If you read those musical selections carefully, you may have noticed at least one piece that seemed wildly out of place. In that Aug. 13 concert, one of the works is Berlioz’s “Symphonie Fantastique.” Typically, the piece is performed by an orchestra with 90 or more musicians. At its very largest, CCO performs with 40-45 musicians.
“We’re also performing Mahler’s Symphony No. 4 and ‘La Mer’ this summer,” said Evan Gidley, CCO’s new executive director. “But the Berlioz is the one that is especially unusual – the orchestration includes alphorn, electric guitar and keyboard. It’s not your run-of-the-mill Berlioz.”

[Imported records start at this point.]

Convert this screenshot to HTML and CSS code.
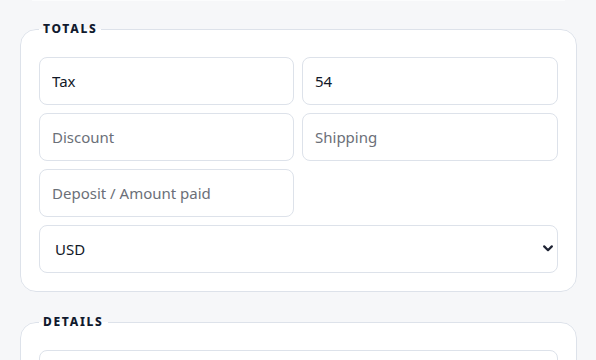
FILE: index.html
```html
<!DOCTYPE html>
<html lang="en">
<head>
    <meta charset="UTF-8">
    <meta name="viewport" content="width=device-width, initial-scale=1.0">
    <title>Invoice - Totals</title>
    <link rel="stylesheet" href="styles.css">
</head>
<body>
    <div class="page">
        <div class="prev-edge"></div>

        <fieldset class="section">
            <legend>Totals</legend>
            <div class="field-grid">
                <input type="text" class="field" placeholder="Tax Label" value="Tax">
                <input type="text" class="field" placeholder="Tax" value="54">
                <input type="text" class="field" placeholder="Discount">
                <input type="text" class="field" placeholder="Shipping">
                <input type="text" class="field" placeholder="Deposit / Amount paid">
                <div></div>
                <div class="select-wrap">
                    <select class="field select">
                        <option>USD</option>
                        <option>EUR</option>
                        <option>GBP</option>
                    </select>
                    <svg class="chevron" width="10" height="7" viewBox="0 0 10 7">
                        <path d="M1.2 1.4 L5 5.2 L8.8 1.4" fill="none" stroke="#1e2333" stroke-width="2.2" stroke-linecap="round" stroke-linejoin="round"/>
                    </svg>
                </div>
            </div>
        </fieldset>

        <fieldset class="section">
            <legend>Details</legend>
            <div class="field-grid">
                <input type="text" class="field full" placeholder="Notes">
            </div>
        </fieldset>
    </div>
</body>
</html>
```

FILE: styles.css
```css
body {
    margin: 0;
    padding: 0;
    background-color: #f6f7f9;
    font-family: "Noto Sans", "Open Sans", Arial, sans-serif;
    overflow: hidden;
}
.page {
    padding: 0 19px 0 20px;
}
.prev-edge {
    height: 1px;
    margin: 0 12px 0 12px;
    background-color: #fbfcfd;
}

/* Sections */
.section {
    margin: 20px 0 22px 0;
    padding: 20px 18px 18px 18px;
    background: white;
    border: 1px solid #dde2ea;
    border-radius: 16px;
}
.section legend {
    margin-left: 0;
    padding: 0 4px 0 4px;
    font-size: 12px;
    line-height: 16px;
    font-weight: 800;
    letter-spacing: 1.7px;
    text-transform: uppercase;
    color: #111a2e;
}

.field-grid {
    display: grid;
    grid-template-columns: 255px 1fr;
    gap: 8px;
}
.field {
    box-sizing: border-box;
    width: 100%;
    height: 48px;
    padding: 0 12px;
    font-family: inherit;
    font-size: 15px;
    color: #111827;
    background: white;
    border: 1px solid #dde2ea;
    border-radius: 8px;
    outline: none;
}
.field::placeholder {
    color: #6b6f78;
}
.full {
    grid-column: 1 / 3;
}

/* Currency select */
.select-wrap {
    grid-column: 1 / 3;
    position: relative;
}
.select {
    appearance: none;
    -webkit-appearance: none;
    padding-left: 15px;
    cursor: pointer;
}
.chevron {
    position: absolute;
    right: 5px;
    top: 20px;
    pointer-events: none;
}
```
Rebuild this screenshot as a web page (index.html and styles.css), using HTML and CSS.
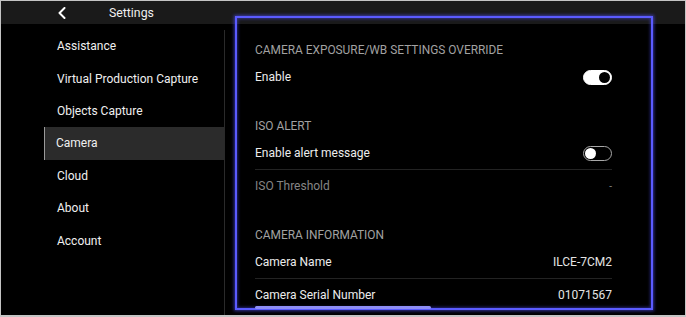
FILE: index.html
```html
<!DOCTYPE html>
<html lang="en">
<head>
    <meta charset="UTF-8">
    <meta name="viewport" content="width=device-width, initial-scale=1.0">
    <title>Settings</title>
    <link rel="stylesheet" href="styles.css">
</head>
<body>
    <div class="frame">
        <div class="topbar">
            <svg class="back" width="8" height="12" viewBox="0 0 8 12">
                <polyline points="6.5,1 1.5,6 6.5,11" fill="none" stroke="#fff" stroke-width="2" stroke-linecap="round" stroke-linejoin="round"/>
            </svg>
            <span class="title">Settings</span>
        </div>

        <div class="main">
            <div class="sidebar">
                <div class="nav-item">Assistance</div>
                <div class="nav-item">Virtual Production Capture</div>
                <div class="nav-item">Objects Capture</div>
                <div class="nav-item active">Camera</div>
                <div class="nav-item">Cloud</div>
                <div class="nav-item">About</div>
                <div class="nav-item">Account</div>
            </div>
            <div class="divider"></div>

            <div class="content">
                <div class="section">
                    <div class="section-title">Camera Exposure/WB Settings Override</div>
                    <div class="row">
                        <span class="label">Enable</span>
                        <span class="toggle on"><span class="knob"></span></span>
                    </div>
                </div>

                <div class="section">
                    <div class="section-title">ISO Alert</div>
                    <div class="row">
                        <span class="label">Enable alert message</span>
                        <span class="toggle"><span class="knob"></span></span>
                    </div>
                    <div class="row disabled">
                        <span class="label">ISO Threshold</span>
                        <span class="value">-</span>
                    </div>
                </div>

                <div class="section">
                    <div class="section-title">Camera Information</div>
                    <div class="row">
                        <span class="label">Camera Name</span>
                        <span class="value">ILCE-7CM2</span>
                    </div>
                    <div class="row">
                        <span class="label">Camera Serial Number</span>
                        <span class="value">01071567</span>
                    </div>
                </div>
            </div>
        </div>

        <!-- focus highlight over the detail pane -->
        <div class="focus-ring"></div>
        <div class="scroll-indicator"></div>
    </div>
</body>
</html>
```

FILE: styles.css
```css
* {
    box-sizing: border-box;
}

body {
    margin: 0;
    padding: 0;
    background: #000;
    font-family: Roboto, "Liberation Sans", sans-serif;
    color: #ececec;
}

.frame {
    position: relative;
    width: 686px;
    height: 317px;
    border: 1px solid #c4c4c4;
    border-bottom-width: 2px;
    background: #000;
    overflow: hidden;
}

.topbar {
    height: 23px;
    background: #1a1a1a;
    display: flex;
    align-items: center;
}

.back {
    margin-left: 57px;
}

.title {
    margin-left: 43px;
    font-size: 12.3px;
    color: #f0f0f0;
}

.main {
    display: flex;
    height: 291px;
}

.sidebar {
    width: 223px;
    padding-top: 6px;
    padding-left: 43px;
}

.nav-item {
    height: 32.4px;
    display: flex;
    align-items: center;
    padding-left: 12px;
    font-size: 12px;
    color: #f0f0f0;
    border-left: 1px solid transparent;
}

.nav-item.active {
    background: #2b2b2b;
    border-left-color: #9a9a9a;
    padding-left: 11px;
}

.divider {
    width: 1px;
    margin-top: 6px;
    background: #2a2a2a;
}

.content {
    flex: 1;
    padding: 15px 73px 0 30px;
}

.section {
    margin-bottom: 22px;
}

.section-title {
    height: 22px;
    display: flex;
    align-items: center;
    font-size: 11.9px;
    text-transform: uppercase;
    color: #a2a2a2;
}

.row {
    height: 32px;
    display: flex;
    align-items: center;
    justify-content: space-between;
    font-size: 12px;
}

.row + .row {
    border-top: 1px solid #232323;
    height: 33px;
}

.row.disabled .label {
    color: #858585;
}

.row.disabled .value {
    color: #858585;
    font-size: 10px;
}

.value {
    color: #e4e4e4;
}

.toggle {
    width: 29px;
    height: 15px;
    border-radius: 8px;
    border: 1px solid #a8a8a8;
    background: #000;
    display: flex;
    align-items: center;
    padding: 0 1px;
}

.toggle .knob {
    width: 11px;
    height: 11px;
    border-radius: 50%;
    background: #fff;
}

.toggle.on {
    background: #fff;
    border-color: #fff;
    justify-content: flex-end;
}

.toggle.on .knob {
    background: #000;
}

.focus-ring {
    position: absolute;
    left: 234px;
    top: 15px;
    width: 418px;
    height: 294px;
    border: 2px solid #5b5bff;
    box-shadow: 0 0 3px 1px rgba(80, 80, 255, 0.6), inset 0 0 3px 1px rgba(80, 80, 255, 0.45);
    pointer-events: none;
}

.scroll-indicator {
    position: absolute;
    left: 254px;
    top: 305px;
    width: 176px;
    height: 3px;
    border-radius: 2px;
    background: #8e8ef5;
}
```
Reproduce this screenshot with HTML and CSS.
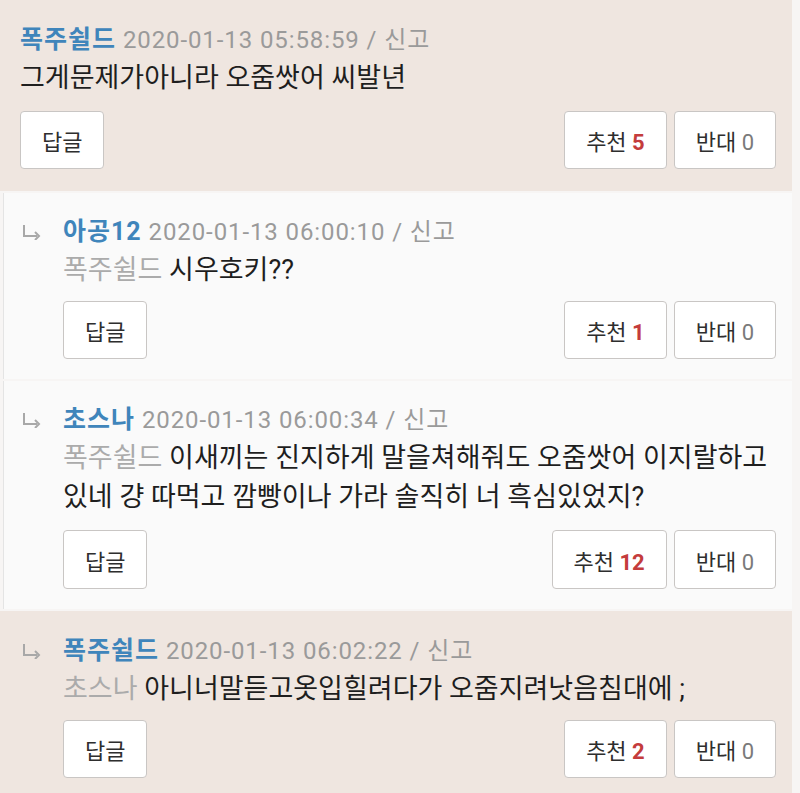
FILE: index.html
```html
<!DOCTYPE html>
<html lang="ko">
<head>
<meta charset="utf-8">
<link rel="stylesheet" href="styles.css">
</head>
<body>
<div class="list">
  <div class="comment beige top">
    <div class="body">
      <div class="meta"><span class="name">폭주쉴드</span> <span class="date">2020-01-13 05:58:59 / 신고</span></div>
      <div class="text">그게문제가아니라 오줌쌋어 씨발년</div>
      <div class="actions">
        <button class="btn">답글</button>
        <div class="votes">
          <button class="btn">추천 <b class="up">5</b></button>
          <button class="btn">반대 <span class="down">0</span></button>
        </div>
      </div>
    </div>
  </div>

  <div class="comment white reply">
    <svg class="arrow" width="20" height="16" viewBox="0 0 20 16"><path d="M2 1V12H15" fill="none" stroke="#a8a8a8" stroke-width="2"/><path d="M13 8L17 12L13 16" fill="none" stroke="#a8a8a8" stroke-width="2"/></svg>
    <div class="body">
      <div class="meta"><span class="name">아공12</span> <span class="date">2020-01-13 06:00:10 / 신고</span></div>
      <div class="text"><span class="to">폭주쉴드</span> 시우호키??</div>
      <div class="actions">
        <button class="btn">답글</button>
        <div class="votes">
          <button class="btn">추천 <b class="up">1</b></button>
          <button class="btn">반대 <span class="down">0</span></button>
        </div>
      </div>
    </div>
  </div>

  <div class="comment white reply two">
    <svg class="arrow" width="20" height="16" viewBox="0 0 20 16"><path d="M2 1V12H15" fill="none" stroke="#a8a8a8" stroke-width="2"/><path d="M13 8L17 12L13 16" fill="none" stroke="#a8a8a8" stroke-width="2"/></svg>
    <div class="body">
      <div class="meta"><span class="name">초스나</span> <span class="date">2020-01-13 06:00:34 / 신고</span></div>
      <div class="text"><span class="to">폭주쉴드</span> 이새끼는 진지하게 말을쳐해줘도 오줌쌋어 이지랄하고<br>있네 걍 따먹고 깜빵이나 가라 솔직히 너 흑심있었지?</div>
      <div class="actions">
        <button class="btn">답글</button>
        <div class="votes">
          <button class="btn">추천 <b class="up">12</b></button>
          <button class="btn">반대 <span class="down">0</span></button>
        </div>
      </div>
    </div>
  </div>

  <div class="comment beige reply">
    <svg class="arrow" width="20" height="16" viewBox="0 0 20 16"><path d="M2 1V12H15" fill="none" stroke="#a8a8a8" stroke-width="2"/><path d="M13 8L17 12L13 16" fill="none" stroke="#a8a8a8" stroke-width="2"/></svg>
    <div class="body">
      <div class="meta"><span class="name">폭주쉴드</span> <span class="date">2020-01-13 06:02:22 / 신고</span></div>
      <div class="text"><span class="to">초스나</span> 아니너말듣고옷입힐려다가 오줌지려낫음침대에 ;</div>
      <div class="actions">
        <button class="btn">답글</button>
        <div class="votes">
          <button class="btn">추천 <b class="up">2</b></button>
          <button class="btn">반대 <span class="down">0</span></button>
        </div>
      </div>
    </div>
  </div>
</div>
</body>
</html>
```

FILE: styles.css
```css
* { box-sizing: border-box; }
html, body {
  margin: 0;
  padding: 0;
  background: #f7f5f4;
  width: 800px;
  height: 793px;
  overflow: hidden;
  font-family: "Roboto", "Noto Sans CJK KR", sans-serif;
}
.list {
  display: flex;
  flex-direction: column;
  gap: 2px;
  width: 792px;
}
.comment {
  display: flex;
  padding: 20px 16px 20px 20px;
}
.comment.top {
  padding-top: 21px;
  padding-bottom: 22px;
}
.comment.top .actions {
  margin-top: 13px;
}
.comment.two .actions {
  margin-top: 13px;
}
.comment.two .btn {
  height: 59px;
}
.comment.beige {
  background: #efe6e0;
}
.comment.white {
  background: #fafafa;
  border-left: 1px solid #e4e4e4;
  margin-left: 3px;
  padding-left: 18px;
}
.comment.reply.beige {
  padding-left: 22px;
  padding-top: 21px;
}
.arrow {
  flex: none;
  margin-top: 11px;
  margin-right: 21px;
}
.body {
  flex: 1;
  min-width: 0;
}
.meta {
  font-size: 24px;
  line-height: 38px;
  white-space: nowrap;
  letter-spacing: 0.9px;
}
.name {
  color: #3f85bb;
  font-weight: 700;
  font-size: 25px;
  letter-spacing: 1px;
}
.date {
  color: #9a9a9a;
}
.text {
  font-size: 27px;
  line-height: 39px;
  color: #1e1e1e;
  white-space: nowrap;
}
.to {
  color: #ababab;
}
.actions {
  display: flex;
  justify-content: space-between;
  margin-top: 11px;
}
.votes {
  display: flex;
  gap: 7px;
}
.btn {
  height: 58px;
  padding: 0 21px;
  background: #fff;
  border: 1.5px solid #c9c6c4;
  border-radius: 4px;
  font-family: "Roboto", "Noto Sans CJK KR", sans-serif;
  font-size: 22px;
  color: #2e2e2e;
}
.up {
  color: #c43c3c;
  font-weight: 700;
}
.down {
  color: #7a7a7a;
}
```
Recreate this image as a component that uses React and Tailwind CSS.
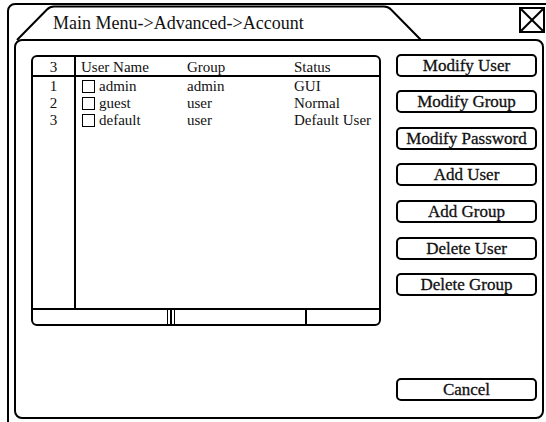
import React from "react";

const rows = [
  { n: "1", name: "admin", group: "admin", status: "GUI" },
  { n: "2", name: "guest", group: "user", status: "Normal" },
  { n: "3", name: "default", group: "user", status: "Default User" },
];

const buttons = [
  { label: "Modify User", mt: "mt-0" },
  { label: "Modify Group", mt: "mt-[13px]" },
  { label: "Modify Password", mt: "mt-[14px]" },
  { label: "Add User", mt: "mt-[13px]" },
  { label: "Add Group", mt: "mt-[14px]" },
  { label: "Delete User", mt: "mt-[14px]" },
  { label: "Delete Group", mt: "mt-[13px]" },
];

function Btn({ label, className = "" }) {
  return (
    <div
      className={`h-[23px] w-full border-2 border-black rounded-[5px] flex items-center justify-center text-[17px] leading-none text-[#111] [-webkit-text-stroke:0.3px_#111] ${className}`}
    >
      {label}
    </div>
  );
}

export default function App() {
  return (
    <div className="relative w-[546px] h-[422px] overflow-hidden bg-white font-[Liberation_Serif,Times_New_Roman,serif] text-[#111]">
      {/* outer window frame */}
      <div className="ml-[7px] mt-[3px] w-[560px] h-[440px] rounded-[8px] border-2 border-black flex flex-col">
        {/* header */}
        <div className="h-[34px] flex items-start">
          <div className="pl-[44px] pt-[8px] text-[18px] leading-[20px]">
            Main Menu-&gt;Advanced-&gt;Account
          </div>
          <div className="ml-auto mr-[20px] mt-[2px] w-[26px] h-[26px] border-2 border-black">
            <svg width="22" height="22" viewBox="0 0 22 22" className="block">
              <line x1="0" y1="0" x2="22" y2="22" stroke="#000" strokeWidth="2" />
              <line x1="22" y1="0" x2="0" y2="22" stroke="#000" strokeWidth="2" />
            </svg>
          </div>
        </div>
        {/* inner panel */}
        <div className="ml-[5px] w-[530px] h-[380px] border-2 border-black rounded-[8px] flex items-stretch pl-[15px] pt-[13px] pb-[16px]">
          {/* table */}
          <div className="mt-[1px] w-[350px] h-[271px] border-2 border-black rounded-[6px] flex flex-col text-[15px] leading-none">
            <div className="flex h-[20px] border-b-2 border-black">
              <div className="w-[43px] border-r-2 border-black flex items-center justify-center pt-[2px]">3</div>
              <div className="flex items-center pl-[5px] pt-[2px]">
                <div className="w-[106px]">User Name</div>
                <div className="w-[107px]">Group</div>
                <div>Status</div>
              </div>
            </div>
            <div className="flex-1 flex">
              <div className="w-[43px] border-r-2 border-black flex flex-col pt-[1px]">
                {rows.map((r) => (
                  <div key={r.n} className="h-[17px] flex items-center justify-center">{r.n}</div>
                ))}
              </div>
              <div className="flex-1 flex flex-col pl-[5px] pt-[1px]">
                {rows.map((r) => (
                  <div key={r.n} className="h-[17px] flex items-center">
                    <div className="w-[106px] flex items-center">
                      <span className="ml-[1px] w-[13px] h-[13px] border-[1.5px] border-black inline-block" />
                      <span className="ml-[4px]">{r.name}</span>
                    </div>
                    <div className="w-[107px]">{r.group}</div>
                    <div>{r.status}</div>
                  </div>
                ))}
              </div>
            </div>
            {/* scrollbar */}
            <div className="h-[16px] border-t-2 border-black flex">
              <div className="w-[134px]" />
              <div className="w-[8px] border-x-[1.5px] border-black flex justify-center">
                <div className="w-[1.5px] h-full bg-black" />
              </div>
              <div className="w-[132px] border-r-2 border-black" />
              <div className="flex-1" />
            </div>
          </div>
          {/* buttons */}
          <div className="ml-[15px] w-[141px] flex flex-col">
            {buttons.map((b) => (
              <Btn key={b.label} label={b.label} className={b.mt} />
            ))}
            <Btn label="Cancel" className="mt-auto" />
          </div>
        </div>
      </div>
      {/* tab outline */}
      <svg
        className="absolute left-0 top-0 pointer-events-none"
        width="546"
        height="422"
        viewBox="0 0 546 422"
      >
        <path
          d="M 17 40 L 47 9.5 Q 50 6.5 54 6.5 L 384 6.5 Q 388 6.5 391 9.5 L 421 40"
          fill="none"
          stroke="#000"
          strokeWidth="2"
        />
      </svg>
    </div>
  );
}
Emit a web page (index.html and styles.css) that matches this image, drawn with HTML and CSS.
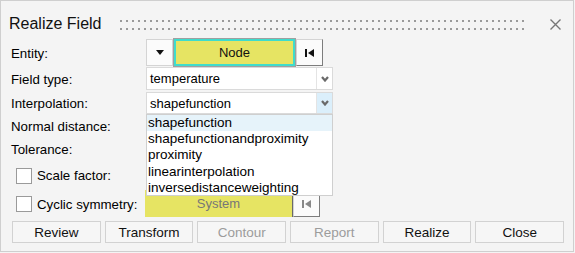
FILE: index.html
```html
<!DOCTYPE html>
<html lang="en">
<head>
    <meta charset="UTF-8">
    <title>Realize Field</title>
    <link rel="stylesheet" href="styles.css">
</head>
<body>
    <div class="dialog">
        <div class="title-bar">
            <span class="title">Realize Field</span>
            <div class="grip"></div>
            <svg class="close" width="11" height="11" viewBox="0 0 11 11"><path d="M0.5 0.5 L10.5 10.5 M10.5 0.5 L0.5 10.5" stroke="#777" stroke-width="1.4" fill="none"/></svg>
        </div>
        <div class="form">
            <label class="lbl">Entity:</label>
            <div class="entity">
                <button class="tool-btn drop-btn"><svg width="8" height="5" viewBox="0 0 8 5"><polygon points="0,0 8,0 4,5" fill="#111"/></svg></button>
                <button class="pick pick-active">Node</button>
                <button class="tool-btn reset-btn"><svg width="9" height="8" viewBox="0 0 9 8"><rect x="0" y="0" width="2" height="8" fill="#111"/><polygon points="9,0 3,4 9,8" fill="#111"/></svg></button>
            </div>

            <label class="lbl">Field type:</label>
            <div class="select">
                <span class="value">temperature</span>
                <span class="arrow"><svg width="8" height="6" viewBox="0 0 8 6"><polyline points="1,1 4,4.5 7,1" stroke="#6a6a6a" stroke-width="2.2" fill="none"/></svg></span>
            </div>

            <label class="lbl">Interpolation:</label>
            <div class="select open">
                <span class="value">shapefunction</span>
                <span class="arrow"><svg width="8" height="6" viewBox="0 0 8 6"><polyline points="1,1 4,4.5 7,1" stroke="#6a6a6a" stroke-width="2.2" fill="none"/></svg></span>
                <ul class="menu">
                    <li class="hover">shapefunction</li>
                    <li>shapefunctionandproximity</li>
                    <li>proximity</li>
                    <li>linearinterpolation</li>
                    <li>inversedistanceweighting</li>
                </ul>
            </div>

            <label class="lbl">Normal distance:</label>
            <div></div>

            <label class="lbl">Tolerance:</label>
            <div></div>

            <label class="lbl check"><span class="box"></span>Scale factor:</label>
            <div></div>

            <label class="lbl check"><span class="box"></span>Cyclic symmetry:</label>
            <div class="entity system">
                <button class="pick pick-off">System</button>
                <button class="tool-btn reset-btn"><svg width="9" height="8" viewBox="0 0 9 8"><rect x="0" y="0" width="2" height="8" fill="#888"/><polygon points="9,0 3,4 9,8" fill="#888"/></svg></button>
            </div>
        </div>
        <div class="actions">
            <button>Review</button>
            <button>Transform</button>
            <button class="disabled">Contour</button>
            <button class="disabled">Report</button>
            <button>Realize</button>
            <button>Close</button>
        </div>
    </div>
</body>
</html>
```

FILE: styles.css
```css
body { margin: 0; font-family: "Liberation Sans", Arial, sans-serif; font-size: 13px; color: #000; background: #f4f4f4; }
.dialog { width: 574px; height: 252px; box-sizing: border-box; border: 1px solid #cfcfcf; background: #f4f4f4; padding: 0 10px 0 10px; }
.title-bar { display: flex; align-items: center; height: 20px; margin-top: 13px; margin-left: -2px; }
.title { font-size: 16px; line-height: 20px; color: #111; }
.grip { flex: 1; height: 10px; margin: 1px 24px 0 19px; background: radial-gradient(circle at 1px 1px, #9a9a9a 1px, transparent 1.3px) 0 0 / 6px 8px; }
.close { margin-right: 2px; margin-top: 1px; }
.form { display: grid; grid-template-columns: 135px 187px; grid-template-rows: 28px 24px 23px 23px 23px 30px 27px; margin-top: 5px; position: relative; }
.lbl { display: flex; align-items: center; padding-top: 1px; font-size: 13.3px; }
.check { padding-left: 5px; }
.box { width: 14px; height: 14px; border: 1px solid #9a9a9a; background: #fff; margin-right: 5px; }
.entity { display: flex; height: 27px; width: 177px; }
button { font-family: inherit; font-size: 13px; padding: 0; cursor: pointer; }
.tool-btn { width: 27px; height: 27px; background: #fbfbfb; border: 1px solid #d4d4d4; display: flex; align-items: center; justify-content: center; }
.reset-btn { border-right-color: #7d7d7d; border-bottom-color: #7d7d7d; }
.pick { flex: 1; height: 27px; background: #e6e463; color: #111; }
.pick-active { border: 2px solid #3fdccc; box-shadow: 0 0 0 1px #a0a0a0; margin: 0 1px; }
.pick-off { border: none; border-right: 1px solid #6a6a6a; color: #777; }
.system { margin-left: -1px; }
.system .pick { flex: none; width: 148px; }
.select { display: flex; height: 23px; box-sizing: border-box; border: 1px solid #dadada; background: #fff; position: relative; }
.value { flex: 1; padding-left: 3px; line-height: 21px; }
.arrow { width: 15px; border-left: 1px solid #e4e4e4; display: flex; align-items: center; justify-content: center; }
.open { margin-top: 1px; height: 22px; }
.open .arrow { background: #dbeffb; }
.menu { position: absolute; left: -1px; top: 21px; width: 187px; box-sizing: border-box; height: 82px; margin: 0; padding: 0; list-style: none; background: #fff; border: 1px solid #cfcfcf; font-size: 13.5px; z-index: 2; }
.menu li { line-height: 16.2px; padding-left: 1px; }
.menu .hover { background: #e6f3fa; }
.actions { display: grid; grid-template-columns: repeat(6, 1fr); gap: 4px; margin: 4px 0 0 1px; width: 552px; }
.actions button { height: 22px; background: #f6f6f6; border: 1px solid #d2d2d2; font-size: 13.5px; color: #111; }
.actions .disabled { color: #9c9c9c; }
```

Gidley just stepped into his new position in May, so he’s barely had a chance to settle in. Prior to coming here, the CCM grad – he was a saxophone performance major – spent several years as the personnel manager for the Columbus Symphony Orchestra. But already he’s keen on Preu’s approach to music and audiences.
“I think we have a unique place in the music world,” said Gidley. “I love that we are involved in so many collaborations. I love that we play in venues where you might not expect to find classical music. And I like the fact that we’re all in agreement that the Summermusik model is working well for us.”
It is a model, he believes, that still holds room for growth, both in size and in the endless invention that Summermusik has become known for, a particularly important consideration with CCO’s 50th anniversary coming up in 2024.
For Preu, though, Summermusik offers three weeks of opportunities.
“The bigger the organization, the more it is like a bus,” said Preu, who is also music director of the Long Beach, California, and Portland, Oregon, symphony orchestras. “You have to move very slowly and very carefully and at a very ponderous pace sometimes. But CCO is my race car. It’s very flexible, very quick. You can almost change from yesterday to today. I love my work with the larger orchestras, too. But here, we’re small and nimble. Here, anything is possible.”